What you should do — Copy out all the lines exactly. Omit pictures.
BEGIN
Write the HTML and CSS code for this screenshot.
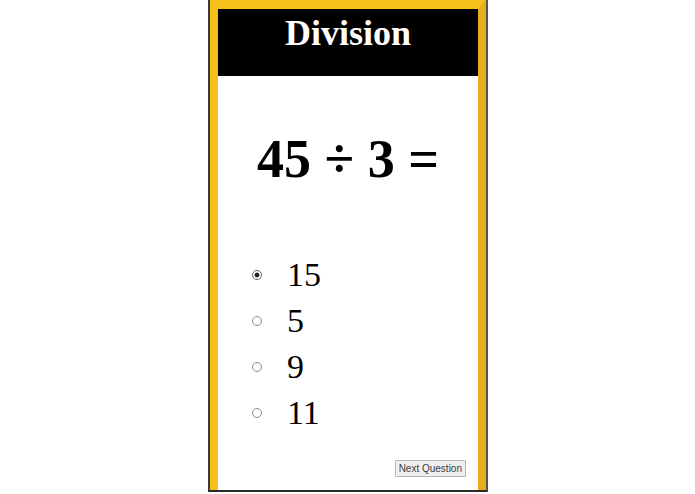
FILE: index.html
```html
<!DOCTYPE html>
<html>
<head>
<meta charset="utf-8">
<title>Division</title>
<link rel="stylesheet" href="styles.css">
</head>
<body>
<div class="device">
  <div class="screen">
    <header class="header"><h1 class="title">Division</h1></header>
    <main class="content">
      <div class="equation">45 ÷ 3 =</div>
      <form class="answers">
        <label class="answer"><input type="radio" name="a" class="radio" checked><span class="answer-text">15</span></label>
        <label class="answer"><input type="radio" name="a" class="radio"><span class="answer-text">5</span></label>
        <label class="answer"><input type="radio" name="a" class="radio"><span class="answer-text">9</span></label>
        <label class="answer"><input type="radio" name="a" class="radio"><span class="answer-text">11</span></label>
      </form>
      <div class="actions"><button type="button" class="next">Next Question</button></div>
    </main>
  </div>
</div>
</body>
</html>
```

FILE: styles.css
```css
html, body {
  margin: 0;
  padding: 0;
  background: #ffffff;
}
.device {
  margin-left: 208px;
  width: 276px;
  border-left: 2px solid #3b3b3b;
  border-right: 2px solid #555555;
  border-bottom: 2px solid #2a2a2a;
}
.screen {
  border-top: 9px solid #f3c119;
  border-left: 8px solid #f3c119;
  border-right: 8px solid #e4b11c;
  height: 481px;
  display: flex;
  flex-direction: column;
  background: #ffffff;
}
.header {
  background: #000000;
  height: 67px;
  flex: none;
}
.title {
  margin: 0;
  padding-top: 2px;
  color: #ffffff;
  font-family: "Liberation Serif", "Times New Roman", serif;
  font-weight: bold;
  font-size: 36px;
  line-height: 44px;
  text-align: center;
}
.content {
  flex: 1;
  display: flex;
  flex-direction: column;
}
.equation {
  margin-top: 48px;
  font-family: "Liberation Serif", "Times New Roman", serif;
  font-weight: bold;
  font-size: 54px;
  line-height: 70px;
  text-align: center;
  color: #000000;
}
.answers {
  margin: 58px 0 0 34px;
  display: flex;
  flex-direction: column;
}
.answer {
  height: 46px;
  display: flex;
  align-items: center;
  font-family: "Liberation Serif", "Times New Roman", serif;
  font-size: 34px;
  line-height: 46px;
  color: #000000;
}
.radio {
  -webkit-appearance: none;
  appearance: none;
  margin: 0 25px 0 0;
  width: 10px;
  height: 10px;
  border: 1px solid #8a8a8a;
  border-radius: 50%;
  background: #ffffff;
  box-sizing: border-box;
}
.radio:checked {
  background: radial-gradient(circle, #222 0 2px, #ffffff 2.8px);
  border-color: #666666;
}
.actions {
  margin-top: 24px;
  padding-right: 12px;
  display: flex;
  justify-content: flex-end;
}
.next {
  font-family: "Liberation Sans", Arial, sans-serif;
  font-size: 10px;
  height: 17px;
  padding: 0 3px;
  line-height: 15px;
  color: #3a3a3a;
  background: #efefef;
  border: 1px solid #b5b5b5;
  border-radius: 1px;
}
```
END
Solution to this problem —
Write the HTML and CSS code for this screenshot.
FILE: index.html
```html
<!DOCTYPE html>
<html>
<head>
<meta charset="utf-8">
<title>Division</title>
<link rel="stylesheet" href="styles.css">
</head>
<body>
<div class="device">
  <div class="screen">
    <header class="header"><h1 class="title">Division</h1></header>
    <main class="content">
      <div class="equation">45 ÷ 3 =</div>
      <form class="answers">
        <label class="answer"><input type="radio" name="a" class="radio" checked><span class="answer-text">15</span></label>
        <label class="answer"><input type="radio" name="a" class="radio"><span class="answer-text">5</span></label>
        <label class="answer"><input type="radio" name="a" class="radio"><span class="answer-text">9</span></label>
        <label class="answer"><input type="radio" name="a" class="radio"><span class="answer-text">11</span></label>
      </form>
      <div class="actions"><button type="button" class="next">Next Question</button></div>
    </main>
  </div>
</div>
</body>
</html>
```

FILE: styles.css
```css
html, body {
  margin: 0;
  padding: 0;
  background: #ffffff;
}
.device {
  margin-left: 208px;
  width: 276px;
  border-left: 2px solid #3b3b3b;
  border-right: 2px solid #555555;
  border-bottom: 2px solid #2a2a2a;
}
.screen {
  border-top: 9px solid #f3c119;
  border-left: 8px solid #f3c119;
  border-right: 8px solid #e4b11c;
  height: 481px;
  display: flex;
  flex-direction: column;
  background: #ffffff;
}
.header {
  background: #000000;
  height: 67px;
  flex: none;
}
.title {
  margin: 0;
  padding-top: 2px;
  color: #ffffff;
  font-family: "Liberation Serif", "Times New Roman", serif;
  font-weight: bold;
  font-size: 36px;
  line-height: 44px;
  text-align: center;
}
.content {
  flex: 1;
  display: flex;
  flex-direction: column;
}
.equation {
  margin-top: 48px;
  font-family: "Liberation Serif", "Times New Roman", serif;
  font-weight: bold;
  font-size: 54px;
  line-height: 70px;
  text-align: center;
  color: #000000;
}
.answers {
  margin: 58px 0 0 34px;
  display: flex;
  flex-direction: column;
}
.answer {
  height: 46px;
  display: flex;
  align-items: center;
  font-family: "Liberation Serif", "Times New Roman", serif;
  font-size: 34px;
  line-height: 46px;
  color: #000000;
}
.radio {
  -webkit-appearance: none;
  appearance: none;
  margin: 0 25px 0 0;
  width: 10px;
  height: 10px;
  border: 1px solid #8a8a8a;
  border-radius: 50%;
  background: #ffffff;
  box-sizing: border-box;
}
.radio:checked {
  background: radial-gradient(circle, #222 0 2px, #ffffff 2.8px);
  border-color: #666666;
}
.actions {
  margin-top: 24px;
  padding-right: 12px;
  display: flex;
  justify-content: flex-end;
}
.next {
  font-family: "Liberation Sans", Arial, sans-serif;
  font-size: 10px;
  height: 17px;
  padding: 0 3px;
  line-height: 15px;
  color: #3a3a3a;
  background: #efefef;
  border: 1px solid #b5b5b5;
  border-radius: 1px;
}
```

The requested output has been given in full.